Most of the traffic intercepted was code. Four figure, six figure and some alpha numeric. The code was passed via voice
and we had guys who could copy the fastest talking North Vietnamese radio operator. There was this one NVA chick we called
"The Bitch". She passed only six figure code at such blazing speed that her own guys used to ask her to slow down!
Our guys could hand copy her every damned day!
The coded intercepts were mainly concerned with supply and troop movements, reports on wounded and BDAs. We were able
to decode almost 100% of these transmissions.
Many TACREPs and target frags were obtained from these intercepts.
There was also a large quantity of plain language intercepts.
The plain language intercepts tended to be of the SITREP nature. Daily report stuff, aircraft spotting and AAA site comms.
Sometimes we would get some tank comms.
The aircraft spotting reports were really valuable. When they would report an OV-10, for example, we could correlate their
siting with an active OV-10 mission and determine the location of the NVA transmitter. Then we could issue a TACREP and get
a target frag on that location.
Sometimes the AAA activity involved firing on USAF aircraft. You could hear the guns going in the background. If a shoot
down was claimed we could alert rescue forces immediately via a TACREP SongBird.
There were many occasions when we intercepted comms from vehicles when the troops were being entertained by the girls
from the Special Action Unit. They would sometimes bump the transmit switch by mistake. These provided some much needed laughs
from the usual serious nature of the traffic.
Other traffic seemed to be humorous, but was in fact very important. One intercept I saw personally involved a unit that
was unable to get their visit from the Special Action Unit. Their morale was at a very low level and they resorted to some
very creative measures of amusement. This was good intel it spoke to the effectiveness of our bombing and interdiction efforts.
The QU-22B, always flown by a pilot on actual missions, was replaced by an EC-130. The EC-130 carried the intel pallet
just as the QU-22B did except it took four turboprops and a 4 to 6 man aircrew. Yes, reliability was better, but the QU-22B
broke the ground on this remote receiving technology.
25,000 ft., single pilot, single engine, unpressurized, no weather radar, IFR over hostile territory now that is one hell
of a tough mission! The QU-22B Compass Flag mission provided timely and accurate information. These are recollections after
40 years. I hope that I remembered things accurately.

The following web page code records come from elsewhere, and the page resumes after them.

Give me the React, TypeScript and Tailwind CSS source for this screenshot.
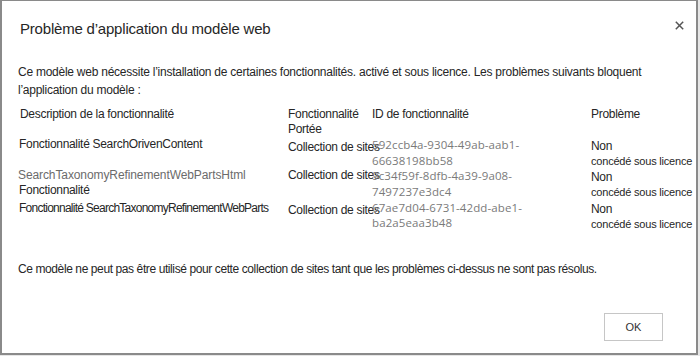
import React from "react";

const rows = [
  {
    desc: ["Fonctionnalité SearchOrivenContent"],
    descGray: false,
    id: ["592ccb4a-9304-49ab-aab1-", "66638198bb58"],
  },
  {
    desc: ["SearchTaxonomyRefinementWebPartsHtml", "Fonctionnalité"],
    descGray: true,
    id: ["9c34f59f-8dfb-4a39-9a08-", "7497237e3dc4"],
  },
  {
    desc: ["Fonctionnalité SearchTaxonomyRefinementWebParts"],
    descGray: false,
    id: ["67ae7d04-6731-42dd-abe1-", "ba2a5eaa3b48"],
  },
];

export default function App() {
  return (
    <div
      className="w-[700px] h-[356px] bg-[#e6e6e6] overflow-hidden"
      style={{ fontFamily: '"Liberation Sans", Arial, sans-serif' }}
    >
      <div className="w-[698px] h-[355px] bg-white border-l-2 border-t border-r-2 border-b-2 border-[#8a8a8a] flex flex-col text-[#262626]">
        <div className="flex items-start justify-between pl-[18px] pr-[12px] pt-[17px] h-[62px]">
          <div className="text-[15px] leading-[22px] font-light text-[#262626] tracking-[-0.2px]">
            Problème d’application du modèle web
          </div>
          <svg width="9" height="9" viewBox="0 0 9 9" className="mt-[3px]">
            <path d="M0.8 0.8 L8.2 8.2 M8.2 0.8 L0.8 8.2" stroke="#555" strokeWidth="1.5" />
          </svg>
        </div>
        <div className="pl-[16px] pr-[20px] text-[12px] leading-[18px] tracking-[-0.25px] whitespace-nowrap">
          Ce modèle web nécessite l’installation de certaines fonctionnalités. activé et sous licence. Les problèmes suivants bloquent
          <br />
          l’application du modèle :
        </div>
        <div className="mt-[8px] pl-[16px] text-[12px] leading-[15px] tracking-[-0.3px]">
          <div className="grid grid-cols-[270px_84px_219px_1fr] h-[30px] items-start">
            <div className="pl-[2px] whitespace-nowrap">Description de la fonctionnalité</div>
            <div className="whitespace-nowrap">
              Fonctionnalité
              <br />
              Portée
            </div>
            <div className="whitespace-nowrap">ID de fonctionnalité</div>
            <div>Problème</div>
          </div>
          {rows.map((r, i) => (
            <div
              key={i}
              className={`grid grid-cols-[270px_84px_219px_1fr] items-start ${i === 1 ? "h-[32px]" : "h-[31px]"}`}
            >
              <div className={`whitespace-nowrap ${i === 2 ? "mt-[1px] tracking-[-0.75px]" : ""}`}>
                {r.desc.map((d, j) => (
                  <div
                    key={j}
                    className={
                      r.descGray && j === 0 ? "text-[#6b6b6b] tracking-[-0.1px]" : "pl-[1px]"
                    }
                  >
                    {d}
                  </div>
                ))}
              </div>
              <div className={`whitespace-nowrap ${i === 1 ? "" : "mt-[3px]"}`}>Collection de sites</div>
              <div
                className={`text-[#7a7a7a] tracking-[0.1px] whitespace-nowrap ${i === 2 ? "leading-[15px]" : "leading-[16px]"}`}
                style={{ fontFamily: '"Open Sans", "Noto Sans", sans-serif' }}
              >
                <div className="text-[11.5px]">{r.id[0]}</div>
                <div className="text-[11.5px]">{r.id[1]}</div>
              </div>
              <div className="mt-[2px] whitespace-nowrap">
                <div>Non</div>
                <div className="text-[11px] tracking-[-0.2px]">concédé sous licence</div>
              </div>
            </div>
          ))}
        </div>
        <div className="mt-[29px] pl-[16px] text-[12px] leading-[18px] tracking-[-0.4px] whitespace-nowrap">
          Ce modèle ne peut pas être utilisé pour cette collection de sites tant que les problèmes ci-dessus ne sont pas résolus.
        </div>
        <div className="flex justify-end pr-[33px] mt-[35px]">
          <button className="w-[59px] h-[28px] border border-[#c6c6c6] bg-white text-[11px] text-[#333] flex items-center justify-center">
            OK
          </button>
        </div>
      </div>
    </div>
  );
}
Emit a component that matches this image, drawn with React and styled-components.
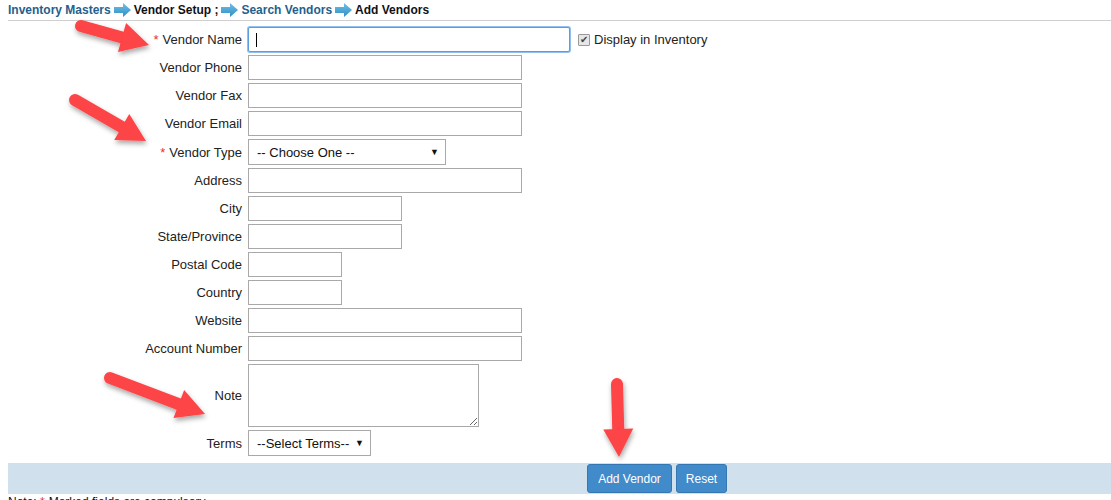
import React from "react";
import styled, { createGlobalStyle } from "styled-components";

const GlobalStyle = createGlobalStyle`
  html, body {
    margin: 0;
    padding: 0;
    background: #fff;
    font-family: "Liberation Sans", Arial, sans-serif;
    overflow: hidden;
  }
`;

const Page = styled.div`
  position: relative;
  padding-left: 8px;
  width: 1103px;
  height: 500px;
`;

const Breadcrumb = styled.div`
  display: flex;
  align-items: center;
  height: 20px;
  border-bottom: 1px solid #cfcfcf;
  font-size: 12px;
  font-weight: bold;
  color: #111;
`;

const Crumb = styled.span`
  color: ${(p) => (p.link ? "#245f8e" : "#111")};
  white-space: nowrap;
`;

const CrumbArrow = styled.svg`
  width: 17px;
  height: 14px;
  margin: 0 3px 0 3px;
  flex: none;
`;

const Form = styled.div`
  display: grid;
  grid-template-columns: 234px auto;
  column-gap: 6px;
  row-gap: 3px;
  margin-top: 6px;
  align-items: center;
`;

const Label = styled.div`
  text-align: right;
  font-size: 13px;
  color: #222;
  white-space: nowrap;
`;

const Star = styled.span`
  color: #e8302f;
  margin-right: 4px;
`;

const Field = styled.div`
  display: flex;
  align-items: center;
  position: relative;
`;

const TextInput = styled.input`
  box-sizing: border-box;
  width: ${(p) => p.w}px;
  height: 25px;
  border: 1px solid ${(p) => (p.focused ? "#5a9de0" : "#a9a9a9")};
  box-shadow: ${(p) => (p.focused ? "0 0 0 1px #8fc0ef" : "none")};
  border-radius: ${(p) => (p.focused ? "2px" : "0")};
  padding: 2px 6px;
  font-family: "Liberation Sans", Arial, sans-serif;
  font-size: 13px;
  outline: none;
  background: #fff;
`;

const Caret = styled.span`
  position: absolute;
  left: 8px;
  top: 6px;
  width: 1px;
  height: 14px;
  background: #000;
`;

const CheckWrap = styled.label`
  display: flex;
  align-items: center;
  margin-left: 8px;
  font-size: 13px;
  color: #222;
`;

const CheckBox = styled.span`
  box-sizing: border-box;
  width: 12px;
  height: 12px;
  border: 1px solid #9a9a9a;
  background: #e6e6e6;
  border-radius: 1px;
  margin-right: 4px;
  display: flex;
  align-items: center;
  justify-content: center;
  font-size: 10px;
  line-height: 1;
  color: #444;
`;

const Select = styled.div`
  box-sizing: border-box;
  width: ${(p) => p.w}px;
  height: 26px;
  border: 1px solid #a9a9a9;
  display: flex;
  align-items: center;
  justify-content: space-between;
  padding: 0 6px 0 8px;
  font-size: 13px;
  color: #111;
  background: #fff;
`;

const Caret2 = styled.span`
  font-size: 9px;
  color: #111;
`;

const NoteArea = styled.textarea`
  box-sizing: border-box;
  width: 231px;
  height: 63px;
  border: 1px solid #a9a9a9;
  font-family: "Liberation Sans", Arial, sans-serif;
  font-size: 13px;
  outline: none;
  margin: 0;
  display: block;
`;

const ActionBar = styled.div`
  display: flex;
  gap: 4px;
  align-items: center;
  margin-top: 7px;
  width: 1103px;
  height: 31px;
  background: #d0e0ec;
  padding-left: 579px;
  box-sizing: border-box;
`;

const Button = styled.button`
  height: 29px;
  width: ${(p) => p.w}px;
  border: 1px solid #3577b3;
  border-radius: 3px;
  background: #428bca;
  color: #fff;
  font-family: "Liberation Sans", Arial, sans-serif;
  font-size: 12px;
  padding: 0;
`;

const FootNote = styled.div`
  font-size: 12px;
  color: #111;
  margin-top: 1px;
`;

const Overlay = styled.svg`
  position: absolute;
  left: 0;
  top: 0;
  width: 1111px;
  height: 500px;
  pointer-events: none;
`;

const arrowPts = (x1, y1, x2, y2, headLen = 28, headW = 30) => {
  const dx = x2 - x1;
  const dy = y2 - y1;
  const len = Math.hypot(dx, dy);
  const ux = dx / len;
  const uy = dy / len;
  const bx = x2 - ux * headLen;
  const by = y2 - uy * headLen;
  const px = -uy;
  const py = ux;
  return {
    shaftEnd: [bx + ux * 2, by + uy * 2],
    head: `${x2},${y2} ${bx + px * headW / 2},${by + py * headW / 2} ${bx - px * headW / 2},${by - py * headW / 2}`,
  };
};

const RedArrow = ({ from, to }) => {
  const a = arrowPts(from[0], from[1], to[0], to[1]);
  return (
    <g filter="url(#shadow)">
      <line
        x1={from[0]}
        y1={from[1]}
        x2={a.shaftEnd[0]}
        y2={a.shaftEnd[1]}
        stroke="#fd4446"
        strokeWidth="12"
        strokeLinecap="round"
      />
      <polygon points={a.head} fill="#fd4446" />
    </g>
  );
};

const BlueArrow = () => (
  <CrumbArrow viewBox="0 0 17 14">
    <defs>
      <linearGradient id="ba" x1="0" y1="0" x2="0" y2="1">
        <stop offset="0" stopColor="#6fc0e6" />
        <stop offset="1" stopColor="#2f8fc4" />
      </linearGradient>
    </defs>
    <path d="M0 4 H9 V0 L17 7 L9 14 V10 H0 Z" fill="url(#ba)" />
  </CrumbArrow>
);

const rows = [
  { label: "Vendor Phone", w: 274 },
  { label: "Vendor Fax", w: 274 },
  { label: "Vendor Email", w: 274 },
];

const rows2 = [
  { label: "Address", w: 274 },
  { label: "City", w: 154 },
  { label: "State/Province", w: 154 },
  { label: "Postal Code", w: 94 },
  { label: "Country", w: 94 },
  { label: "Website", w: 274 },
  { label: "Account Number", w: 274 },
];

export default function App() {
  return (
    <Page>
      <GlobalStyle />
      <Breadcrumb>
        <Crumb link>Inventory Masters</Crumb>
        <BlueArrow />
        <Crumb>Vendor Setup ;</Crumb>
        <BlueArrow />
        <Crumb link>Search Vendors</Crumb>
        <BlueArrow />
        <Crumb>Add Vendors</Crumb>
      </Breadcrumb>

      <Form>
        <Label>
          <Star>*</Star>Vendor Name
        </Label>
        <Field>
          <TextInput w={322} focused />
          <Caret />
          <CheckWrap>
            <CheckBox>✔</CheckBox>
            Display in Inventory
          </CheckWrap>
        </Field>

        {rows.map((r) => (
          <React.Fragment key={r.label}>
            <Label>{r.label}</Label>
            <Field>
              <TextInput w={r.w} />
            </Field>
          </React.Fragment>
        ))}

        <Label>
          <Star>*</Star>Vendor Type
        </Label>
        <Field>
          <Select w={198}>
            <span>-- Choose One --</span>
            <Caret2>▼</Caret2>
          </Select>
        </Field>

        {rows2.map((r) => (
          <React.Fragment key={r.label}>
            <Label>{r.label}</Label>
            <Field>
              <TextInput w={r.w} />
            </Field>
          </React.Fragment>
        ))}

        <Label>Note</Label>
        <Field>
          <NoteArea />
        </Field>

        <Label>Terms</Label>
        <Field>
          <Select w={123}>
            <span>--Select Terms--</span>
            <Caret2>▼</Caret2>
          </Select>
        </Field>
      </Form>

      <ActionBar>
        <Button w={85}>Add Vendor</Button>
        <Button w={51}>Reset</Button>
      </ActionBar>
      <FootNote>
        Note: <Star>*</Star>Marked fields are compulsory.
      </FootNote>

      <Overlay>
        <defs>
          <filter id="shadow" x="-30%" y="-30%" width="160%" height="160%">
            <feDropShadow dx="1" dy="3" stdDeviation="2.5" floodColor="#000" floodOpacity="0.35" />
          </filter>
        </defs>
        <RedArrow from={[81, 26]} to={[149, 45]} />
        <RedArrow from={[75, 100]} to={[146, 141]} />
        <RedArrow from={[110, 378]} to={[205, 414]} />
        <RedArrow from={[617, 384]} to={[619, 457]} />
      </Overlay>
    </Page>
  );
}
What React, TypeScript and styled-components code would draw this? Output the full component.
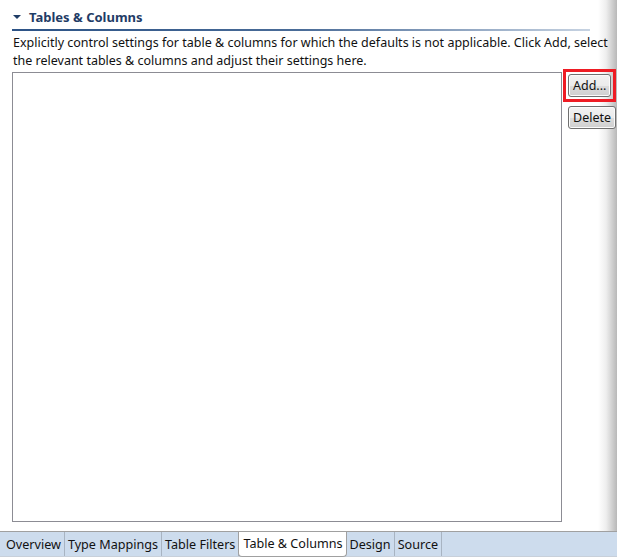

The Olympic Torch mission used an intel pallet much like the one installed in the QU-22B. This time the pallet was in
two U-2 aircraft based a Utapao. These missions flew an orbit over the Gulf of Tonkin at 72,000 ft or higher. The pallet
was downlinked to the 6908th at NKP in the TFA complex. The intercept operators for the Olympic Torch mission were housed
in a semi type trailer adjacent to the Compass Flag and 6908th operations area.
The Olympic Torch mission was one of tactical air, air defense and higher level voice intercept. The operators could plot
the locations of the MIG fighters based solely on their radio communications. Remember that the Soviet based air intercept
system is much different that the American/Free World System. Under the Soviet system back in 1972 the MIG pilots were completely
controlled from the ground stations. This GCI, or Ground Controlled Intercept, allowed our operators to plot the actual positions
of the MIGs. We could hear when they dropped their aux tanks, changed speeds, armed missles and fired. We even knew when they
were low on café(fuel) and had to return to base – prime targets for our guys. This was a huge asset to our own
aircraft in the area. Operation T-Ball used this data to vector our own fighters onto the tails of these MIGs during the Linebacker
II campaign. T-Ball was highly successful. The T-Ball ops area was across the hall from the Compass Flag ops center.
The air defense function used our intercept operators to monitor SAM site activity in real time and issue tracking and
launch warnings to aircraft. Many a pilot heard on the guard frequency "This is T-Ball on guard, SAM, SAM, Bullseye,
140 for 45, T-Ball out." This meant that a SAM site located on a bearing of 140 degrees from Hanoi at a range of 45 nm
from Hanoi has launched a missle. Aircraft in this area would start looking or start evasive action.